曹茗躺在床上不敢亂動,這下面就跟火燒一樣疼,估計是被膝蓋撞腫了,看來這小妹妹也很脆弱。
「茗兒你感覺很疼嗎?」曹操對醫術不是很了解,現在只能看著干著急。
曹茗點頭道:「生命危險倒是沒有,就是疼的厲害,待會兒只能讓大夫看了。」
曹操提出疑問:「茗兒既然還活著,為什麼對外還要宣稱賓天?」
曹茗回答說:「我是打算借這個機會,帶人去長安救回皇帝,所以才對外宣稱賓天。」
曹操吃驚道:「你的意思是讓甲士扮成出殯人士,然後趁機襲取長安?」
曹茗想了想說「您可以這麼理解,不過我是有計劃的實施,肯定不會胡亂乾的。」
曹操不贊同說:「這太冒險了,西涼軍有十萬多人,你能帶多少人去?」
「五百甲士就夠用。」曹茗不打算玩硬碰硬,只要把皇帝和百官救出來,這趟任務就算完成了。

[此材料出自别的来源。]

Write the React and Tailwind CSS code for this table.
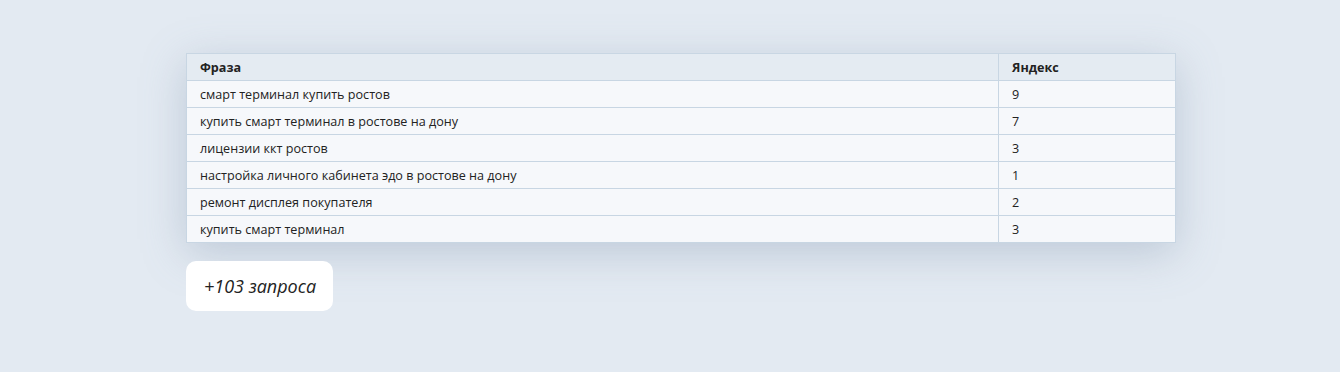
const rows = [
  ['смарт терминал купить ростов', 9],
  ['купить смарт терминал в ростове на дону', 7],
  ['лицензии ккт ростов', 3],
  ['настройка личного кабинета эдо в ростове на дону', 1],
  ['ремонт дисплея покупателя', 2],
  ['купить смарт терминал', 3],
]

export default function App() {
  return (
    <div className="min-h-[372px] bg-[#e3eaf2] pt-[53px] pl-[186px] font-['Open_Sans',sans-serif] text-[#222]">
      {/* Table */}
      <div className="w-[990px] shadow-[0_10px_40px_rgba(120,140,165,0.35)]">
        <table className="w-full border-collapse text-[12.6px] leading-[24px]">
          <thead>
            <tr className="bg-[#e4ebf2]">
              <th className="w-[812px] border border-[#c8d6e3] px-[13px] pt-[2px] text-left font-bold">Фраза</th>
              <th className="border border-[#c8d6e3] px-[13px] pt-[2px] text-left font-bold">Яндекс</th>
            </tr>
          </thead>
          <tbody>
            {rows.map(([phrase, count]) => (
              <tr key={phrase} className="bg-[#f6f8fb]">
                <td className="border border-[#c8d6e3] px-[13px] pt-[2px]">{phrase}</td>
                <td className="border border-[#c8d6e3] px-[13px] pt-[2px]">{count}</td>
              </tr>
            ))}
          </tbody>
        </table>
      </div>

      {/* More button */}
      <div className="mt-[18px] inline-flex h-[50px] items-center rounded-[10px] bg-white pl-[18px] pr-[17px] text-[18px] italic text-[#222]">
        +103 запроса
      </div>
    </div>
  )
}
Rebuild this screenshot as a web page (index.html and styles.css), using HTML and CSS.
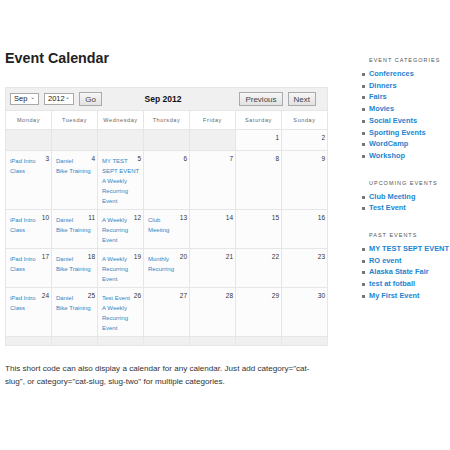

「你這麼有把握?」曹操不是不相信曹茗,只是用五百人去博弈,這籌碼實在是太低了。
曹茗道出計劃說:「我會讓豫州軍做接應,若是父親想要幫忙,也可以出兵來助我。」
曹操拱手說道:「我曹操食朝廷俸祿,理應將聖上從困境中救出,請娘娘下令吧!」
曹操早想把皇帝救出來了,但是苦於自身實力不足,只能在暗中尋找時機。
曹茗想了想說:「父親只需要修建一座新宮,其餘的事情等我書信再辦,我可能要在長安住上一段時日。」
「沒問題,你自己小心點兒。」曹操不清楚曹茗的想法,不過這點事他還是能辦的。
「您不恨我了?」曹茗見到曹操答應的很痛快,心想他的火氣一定是消除了,要不然他是不會痛快答應的。

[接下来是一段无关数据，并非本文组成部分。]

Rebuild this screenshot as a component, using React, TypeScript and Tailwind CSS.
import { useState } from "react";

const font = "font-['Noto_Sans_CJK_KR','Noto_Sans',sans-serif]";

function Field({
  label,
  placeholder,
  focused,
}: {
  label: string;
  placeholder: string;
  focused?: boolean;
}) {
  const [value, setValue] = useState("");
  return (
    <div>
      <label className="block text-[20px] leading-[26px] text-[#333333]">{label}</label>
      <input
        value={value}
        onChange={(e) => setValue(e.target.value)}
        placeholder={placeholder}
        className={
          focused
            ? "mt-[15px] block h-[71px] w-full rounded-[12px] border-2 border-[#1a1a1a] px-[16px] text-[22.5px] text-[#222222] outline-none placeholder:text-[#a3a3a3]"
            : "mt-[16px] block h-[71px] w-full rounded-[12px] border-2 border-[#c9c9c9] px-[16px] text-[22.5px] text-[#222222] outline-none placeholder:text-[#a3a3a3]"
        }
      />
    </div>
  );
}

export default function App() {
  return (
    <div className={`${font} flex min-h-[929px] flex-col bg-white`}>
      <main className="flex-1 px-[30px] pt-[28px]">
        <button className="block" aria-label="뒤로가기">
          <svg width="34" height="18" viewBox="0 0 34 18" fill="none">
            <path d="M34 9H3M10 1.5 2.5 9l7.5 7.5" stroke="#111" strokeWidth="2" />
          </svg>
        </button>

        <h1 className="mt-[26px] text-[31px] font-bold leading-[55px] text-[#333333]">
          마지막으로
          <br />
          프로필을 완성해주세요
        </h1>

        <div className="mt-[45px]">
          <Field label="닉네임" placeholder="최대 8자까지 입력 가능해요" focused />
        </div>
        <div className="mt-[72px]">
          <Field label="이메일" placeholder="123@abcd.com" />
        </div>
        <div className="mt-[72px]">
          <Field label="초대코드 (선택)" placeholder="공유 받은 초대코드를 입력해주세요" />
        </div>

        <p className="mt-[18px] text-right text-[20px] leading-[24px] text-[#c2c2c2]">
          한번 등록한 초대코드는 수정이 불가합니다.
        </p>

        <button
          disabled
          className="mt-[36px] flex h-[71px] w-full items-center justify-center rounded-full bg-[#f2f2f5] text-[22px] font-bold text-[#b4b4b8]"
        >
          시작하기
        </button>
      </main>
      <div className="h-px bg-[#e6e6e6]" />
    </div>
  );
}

曹操嘆氣道:「當然恨!自己養的小羊羔,突然間變成了老虎,任何人都接受不了。」
曹茗打趣道:「這隻老虎正躺在床上,您還不抓緊機會動手,等我恢復過來不就晚了。」
曹操感到好笑說:「你個傻丫頭,為父要是想殺你,你還能活到現在么。」
曹茗拉著曹操的衣角說:「父親的衣服都穿幾年了,一個州牧寒酸成這樣,怕是會讓人家恥笑的。」
曹茗覺得自己跟曹操相比,就是一個天生的敗家子,吃穿住行都挑好的來,省錢這兩個字從來沒想過。
曹操不滿道:「你還好意思說,你吃一頓飯的錢,都夠我做幾件衣服了。」
「沒有那麼誇張吧?」曹茗心想就是吃些魚肉而已,這在現代來說很平常了,而且自己也沒有浪費掉,每次都吃的非常乾淨。
曹操無奈地搖著頭說:「算了,我也不想再說你什麼,總之你要記住我說的話,時刻把百姓疾苦放在第一位。」
「娘娘,大夫來了!」燕纓帶著一名年輕女子進屋,應該是曹真找來的女醫。
曹操盯著女子問道:「你當真是大夫?這樣的傷你治療過?」
女子點著頭說:「我丈夫是開醫館的大夫,雖然父親沒有傳我醫術,但是我有自學過,一般的病都可以治療。」
曹操抓住女子的手說:「那……那小女就拜託你照顧了,待會兒我會有賞賜。」
曹操發現女子頗有幾分姿色,心中的小草忽然間就長高了,但是當著自己女兒的面前,又不好意思開口挽留她,只能等獨處的時候再說了。
「大人請自重!」女子被曹操的舉動嚇了一跳,心想怎麼會有如此無禮的人。
曹茗心知曹操犯毛病了,每次見到姿勢不錯的少婦,都想辦法去玩弄一下,曹真之所以喜歡去風月之地,十有八九是受到他的影響。
「我先出去了,你們治吧!」曹操感覺到有些唐突,只能是鬆開手出去了。
曹真一直候在外面,見到曹操從裡面出來,而且還面露春光,心中早已猜出個七八分。